• [AIM] Skip any picture you find and retype all the remaining lines exactly.

• [COLLECTED MATERIAL]
# # # # # # #

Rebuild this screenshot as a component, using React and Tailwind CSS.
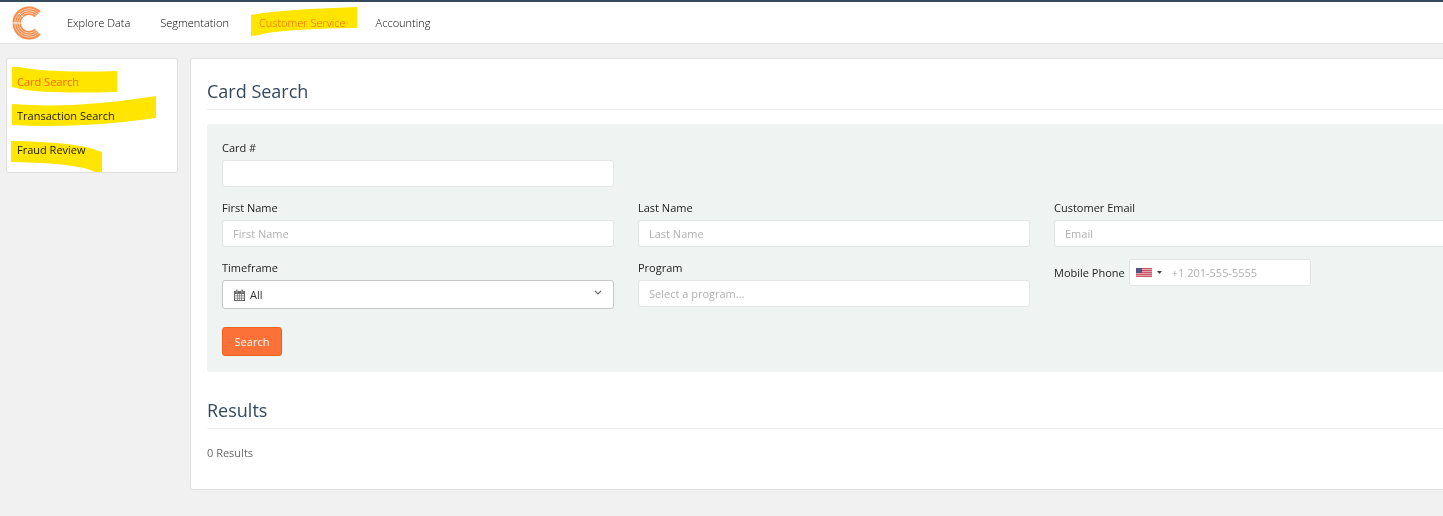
import React from "react";

const marker = "pointer-events-none absolute mix-blend-multiply";

function Logo() {
  const arc = (r) => {
    const d = r * Math.SQRT1_2;
    return `M${17 + d} ${17 - d}A${r} ${r} 0 1 0 ${17 + d} ${17 + d}`;
  };
  return (
    <svg viewBox="0 0 34 34" className="size-[34px]" fill="none" aria-hidden="true">
      <path d={arc(12.3)} stroke="#f98a48" strokeWidth="8.400" />
      <path d={arc(14.3)} stroke="#fff" strokeWidth="0.6" />
      <path d={arc(12.2)} stroke="#fff" strokeWidth="0.6" />
      <path d={arc(10.1)} stroke="#fff" strokeWidth="0.6" />
      <path d="M0 17H10M7 7L11 11" stroke="#fff" strokeWidth="0.9" />
    </svg>
  );
}

function Calendar() {
  return (
    <svg viewBox="0 0 11 12" className="pointer-events-none absolute left-3 top-[9px] h-3 w-[11px]" aria-hidden="true">
      <path d="M0 2h11v10H0z" fill="#666" />
      <path d="M1 5h2v1.6H1zM3.6 5h1.6v1.6H3.6zM5.8 5h1.6v1.6H5.8zM8 5h2v1.6H8zM1 7.2h2v1.6H1zM3.6 7.2h1.6v1.6H3.6zM5.8 7.2h1.6v1.6H5.8zM8 7.2h2v1.6H8zM1 9.4h2V11H1zM3.6 9.4h1.6V11H3.6zM5.8 9.4h1.6V11H5.8zM8 9.4h2V11H8z" fill="#fff" />
      <path d="M2 .5h1.6v3H2zM7.4.5H9v3H7.4z" fill="#666" stroke="#fff" strokeWidth=".3" />
    </svg>
  );
}

function Flag() {
  return (
    <svg viewBox="0 0 16 9" className="h-[9px] w-4" aria-hidden="true">
      <path d="M0 0h16v9H0z" fill="#e2a3ab" />
      <path d="M0 .5h16M0 2.5h16M0 4.5h16M0 6.5h16M0 8.5h16" stroke="#cd5566" />
      <path d="M0 0h6v5H0z" fill="#535686" />
    </svg>
  );
}

const inputStyle =
  "block h-[27px] w-full rounded-[3px] border border-[#e3e4e4] bg-white px-[10px] text-[#333] placeholder:text-[#b0b0b0] outline-none";

function Field({ id, label, children }) {
  return (
    <div className="flex flex-col gap-[3px]">
      <label htmlFor={id}>{label}</label>
      {children}
    </div>
  );
}

function Heading({ children }) {
  return (
    <h2 className="border-b border-[#ececec] pb-[2px] text-[18px] leading-8 text-[#34495e]">{children}</h2>
  );
}

export default function App() {
  return (
    <div className="min-h-screen overflow-x-hidden bg-[#f1f1f1] pb-[26px] font-['Open_Sans',sans-serif] text-[11px] leading-[18px] text-[#222]">
      <header className="flex h-11 items-center border-t-2 border-b border-t-[#34495e] border-b-[#dfdfdf] bg-white pl-3">
        <a href="#home" aria-label="Home"><Logo /></a>
        <nav className="ml-[21px] flex gap-[30px] font-light text-black">
          <a href="#explore">Explore Data</a>
          <a href="#segmentation">Segmentation</a>
          <a href="#service" className="relative text-[#fb7138]">
            Customer Service
            <svg viewBox="0 0 106 30" className={`${marker} -left-2 -top-[7px] h-[30px] w-[106px]`} aria-hidden="true">
              <path d="M0 8Q22 3 106 0V21Q28 22 8 28L0 29Z" fill="#ffe500" />
            </svg>
          </a>
          <a href="#accounting">Accounting</a>
        </nav>
      </header>

      <div className="flex items-start gap-3 pl-[6px] pt-[14px]">
        <aside className="w-[172px] shrink-0 rounded-[3px] border border-[#dfdfdf] bg-white px-[10px] pt-[14px] pb-[13px]">
          <nav className="flex flex-col items-start gap-4">
            <a href="#card" className="relative text-[#fb7138]">
              Card Search
              <svg viewBox="0 0 105 28" className={`${marker} -left-[5px] -top-[7px] h-7 w-[105px]`} aria-hidden="true">
                <path d="M0 1H7Q36 7 105 5V26Q34 28 8 23L0 21Z" fill="#ffe500" />
              </svg>
            </a>
            <a href="#transaction" className="relative">
              Transaction Search
              <svg viewBox="0 0 144 32" className={`${marker} -left-[5px] -top-[11px] h-8 w-36`} aria-hidden="true">
                <path d="M0 8Q60 13 137 1L144 0V22Q66 33 0 29Z" fill="#ffe500" />
              </svg>
            </a>
            <a href="#fraud" className="relative">
              Fraud Review
              <svg viewBox="0 0 91 32" className={`${marker} -left-[6px] top-0 h-8 w-[91px]`} aria-hidden="true">
                <path d="M0 0Q64 1 85 9L91 11V31H84Q68 22 0 21Z" fill="#ffe500" />
              </svg>
            </a>
          </nav>
        </aside>

        <main className="-mr-[35px] min-w-0 flex-1 rounded-[3px] border border-[#dfdfdf] bg-white px-4 pt-4 pb-[27px]">
          <Heading>Card Search</Heading>
          <form className="mt-[14px] rounded-[3px] bg-[#eff3f2] px-[15px] pt-[15px] pb-4" onSubmit={(e) => e.preventDefault()}>
            <div className="grid grid-cols-3 gap-x-6 gap-y-3">
              <Field id="card-number" label="Card #">
                <input id="card-number" className={inputStyle} />
              </Field>
              <div className="col-span-2" />
              <Field id="first" label="First Name">
                <input id="first" placeholder="First Name" className={inputStyle} />
              </Field>
              <Field id="last" label="Last Name">
                <input id="last" placeholder="Last Name" className={inputStyle} />
              </Field>
              <Field id="email" label="Customer Email">
                <input id="email" type="email" placeholder="Email" className={inputStyle} />
              </Field>
              <Field id="timeframe" label="Timeframe">
                <div className="relative">
                  <Calendar />
                  <select id="timeframe" className="block h-[29px] w-full appearance-none rounded-[3px] border border-[#c4c7c7] bg-white pl-[27px] text-[#333]">
                    <option>All</option>
                  </select>
                  <svg viewBox="0 0 8 5" className="pointer-events-none absolute right-3 top-[10px] h-[5px] w-2" fill="none" aria-hidden="true">
                    <path d="M1 .8L4 3.8L7 .8" stroke="#666" strokeWidth="1.2" />
                  </svg>
                </div>
              </Field>
              <Field id="program" label="Program">
                <input id="program" placeholder="Select a program..." className={inputStyle} />
              </Field>
              <div className="flex items-center gap-1 self-start">
                <label htmlFor="phone">Mobile Phone</label>
                <div className="flex h-[27px] w-[182px] items-center rounded-[3px] border border-[#e3e4e4] bg-white pl-[6px]">
                  <button type="button" aria-label="Country" className="flex items-center gap-[5px]">
                    <Flag />
                    <svg viewBox="0 0 5 3" className="h-[3px] w-[5px]" aria-hidden="true">
                      <path d="M0 0h5L2.500 3z" fill="#444" />
                    </svg>
                  </button>
                  <input id="phone" type="tel" placeholder="+1 201-555-5555" className="ml-[10px] min-w-0 flex-1 outline-none placeholder:text-[#b0b0b0]" />
                </div>
              </div>
            </div>
            <button type="submit" className="mt-[18px] h-[29px] w-[60px] rounded-[3px] border border-[#f0631f] bg-[#fb7138] text-white">
              Search
            </button>
          </form>
          <div className="mt-[22px]">
            <Heading>Results</Heading>
          </div>
          <p className="mt-[15px] text-[#666]">0 Results</p>
        </main>
      </div>
    </div>
  );
}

# # # # # # #

• [REPLY]
Rebuild this screenshot as a component, using React and Tailwind CSS.
import React from "react";

const marker = "pointer-events-none absolute mix-blend-multiply";

function Logo() {
  const arc = (r) => {
    const d = r * Math.SQRT1_2;
    return `M${17 + d} ${17 - d}A${r} ${r} 0 1 0 ${17 + d} ${17 + d}`;
  };
  return (
    <svg viewBox="0 0 34 34" className="size-[34px]" fill="none" aria-hidden="true">
      <path d={arc(12.3)} stroke="#f98a48" strokeWidth="8.400" />
      <path d={arc(14.3)} stroke="#fff" strokeWidth="0.6" />
      <path d={arc(12.2)} stroke="#fff" strokeWidth="0.6" />
      <path d={arc(10.1)} stroke="#fff" strokeWidth="0.6" />
      <path d="M0 17H10M7 7L11 11" stroke="#fff" strokeWidth="0.9" />
    </svg>
  );
}

function Calendar() {
  return (
    <svg viewBox="0 0 11 12" className="pointer-events-none absolute left-3 top-[9px] h-3 w-[11px]" aria-hidden="true">
      <path d="M0 2h11v10H0z" fill="#666" />
      <path d="M1 5h2v1.6H1zM3.6 5h1.6v1.6H3.6zM5.8 5h1.6v1.6H5.8zM8 5h2v1.6H8zM1 7.2h2v1.6H1zM3.6 7.2h1.6v1.6H3.6zM5.8 7.2h1.6v1.6H5.8zM8 7.2h2v1.6H8zM1 9.4h2V11H1zM3.6 9.4h1.6V11H3.6zM5.8 9.4h1.6V11H5.8zM8 9.4h2V11H8z" fill="#fff" />
      <path d="M2 .5h1.6v3H2zM7.4.5H9v3H7.4z" fill="#666" stroke="#fff" strokeWidth=".3" />
    </svg>
  );
}

function Flag() {
  return (
    <svg viewBox="0 0 16 9" className="h-[9px] w-4" aria-hidden="true">
      <path d="M0 0h16v9H0z" fill="#e2a3ab" />
      <path d="M0 .5h16M0 2.5h16M0 4.5h16M0 6.5h16M0 8.5h16" stroke="#cd5566" />
      <path d="M0 0h6v5H0z" fill="#535686" />
    </svg>
  );
}

const inputStyle =
  "block h-[27px] w-full rounded-[3px] border border-[#e3e4e4] bg-white px-[10px] text-[#333] placeholder:text-[#b0b0b0] outline-none";

function Field({ id, label, children }) {
  return (
    <div className="flex flex-col gap-[3px]">
      <label htmlFor={id}>{label}</label>
      {children}
    </div>
  );
}

function Heading({ children }) {
  return (
    <h2 className="border-b border-[#ececec] pb-[2px] text-[18px] leading-8 text-[#34495e]">{children}</h2>
  );
}

export default function App() {
  return (
    <div className="min-h-screen overflow-x-hidden bg-[#f1f1f1] pb-[26px] font-['Open_Sans',sans-serif] text-[11px] leading-[18px] text-[#222]">
      <header className="flex h-11 items-center border-t-2 border-b border-t-[#34495e] border-b-[#dfdfdf] bg-white pl-3">
        <a href="#home" aria-label="Home"><Logo /></a>
        <nav className="ml-[21px] flex gap-[30px] font-light text-black">
          <a href="#explore">Explore Data</a>
          <a href="#segmentation">Segmentation</a>
          <a href="#service" className="relative text-[#fb7138]">
            Customer Service
            <svg viewBox="0 0 106 30" className={`${marker} -left-2 -top-[7px] h-[30px] w-[106px]`} aria-hidden="true">
              <path d="M0 8Q22 3 106 0V21Q28 22 8 28L0 29Z" fill="#ffe500" />
            </svg>
          </a>
          <a href="#accounting">Accounting</a>
        </nav>
      </header>

      <div className="flex items-start gap-3 pl-[6px] pt-[14px]">
        <aside className="w-[172px] shrink-0 rounded-[3px] border border-[#dfdfdf] bg-white px-[10px] pt-[14px] pb-[13px]">
          <nav className="flex flex-col items-start gap-4">
            <a href="#card" className="relative text-[#fb7138]">
              Card Search
              <svg viewBox="0 0 105 28" className={`${marker} -left-[5px] -top-[7px] h-7 w-[105px]`} aria-hidden="true">
                <path d="M0 1H7Q36 7 105 5V26Q34 28 8 23L0 21Z" fill="#ffe500" />
              </svg>
            </a>
            <a href="#transaction" className="relative">
              Transaction Search
              <svg viewBox="0 0 144 32" className={`${marker} -left-[5px] -top-[11px] h-8 w-36`} aria-hidden="true">
                <path d="M0 8Q60 13 137 1L144 0V22Q66 33 0 29Z" fill="#ffe500" />
              </svg>
            </a>
            <a href="#fraud" className="relative">
              Fraud Review
              <svg viewBox="0 0 91 32" className={`${marker} -left-[6px] top-0 h-8 w-[91px]`} aria-hidden="true">
                <path d="M0 0Q64 1 85 9L91 11V31H84Q68 22 0 21Z" fill="#ffe500" />
              </svg>
            </a>
          </nav>
        </aside>

        <main className="-mr-[35px] min-w-0 flex-1 rounded-[3px] border border-[#dfdfdf] bg-white px-4 pt-4 pb-[27px]">
          <Heading>Card Search</Heading>
          <form className="mt-[14px] rounded-[3px] bg-[#eff3f2] px-[15px] pt-[15px] pb-4" onSubmit={(e) => e.preventDefault()}>
            <div className="grid grid-cols-3 gap-x-6 gap-y-3">
              <Field id="card-number" label="Card #">
                <input id="card-number" className={inputStyle} />
              </Field>
              <div className="col-span-2" />
              <Field id="first" label="First Name">
                <input id="first" placeholder="First Name" className={inputStyle} />
              </Field>
              <Field id="last" label="Last Name">
                <input id="last" placeholder="Last Name" className={inputStyle} />
              </Field>
              <Field id="email" label="Customer Email">
                <input id="email" type="email" placeholder="Email" className={inputStyle} />
              </Field>
              <Field id="timeframe" label="Timeframe">
                <div className="relative">
                  <Calendar />
                  <select id="timeframe" className="block h-[29px] w-full appearance-none rounded-[3px] border border-[#c4c7c7] bg-white pl-[27px] text-[#333]">
                    <option>All</option>
                  </select>
                  <svg viewBox="0 0 8 5" className="pointer-events-none absolute right-3 top-[10px] h-[5px] w-2" fill="none" aria-hidden="true">
                    <path d="M1 .8L4 3.8L7 .8" stroke="#666" strokeWidth="1.2" />
                  </svg>
                </div>
              </Field>
              <Field id="program" label="Program">
                <input id="program" placeholder="Select a program..." className={inputStyle} />
              </Field>
              <div className="flex items-center gap-1 self-start">
                <label htmlFor="phone">Mobile Phone</label>
                <div className="flex h-[27px] w-[182px] items-center rounded-[3px] border border-[#e3e4e4] bg-white pl-[6px]">
                  <button type="button" aria-label="Country" className="flex items-center gap-[5px]">
                    <Flag />
                    <svg viewBox="0 0 5 3" className="h-[3px] w-[5px]" aria-hidden="true">
                      <path d="M0 0h5L2.500 3z" fill="#444" />
                    </svg>
                  </button>
                  <input id="phone" type="tel" placeholder="+1 201-555-5555" className="ml-[10px] min-w-0 flex-1 outline-none placeholder:text-[#b0b0b0]" />
                </div>
              </div>
            </div>
            <button type="submit" className="mt-[18px] h-[29px] w-[60px] rounded-[3px] border border-[#f0631f] bg-[#fb7138] text-white">
              Search
            </button>
          </form>
          <div className="mt-[22px]">
            <Heading>Results</Heading>
          </div>
          <p className="mt-[15px] text-[#666]">0 Results</p>
        </main>
      </div>
    </div>
  );
}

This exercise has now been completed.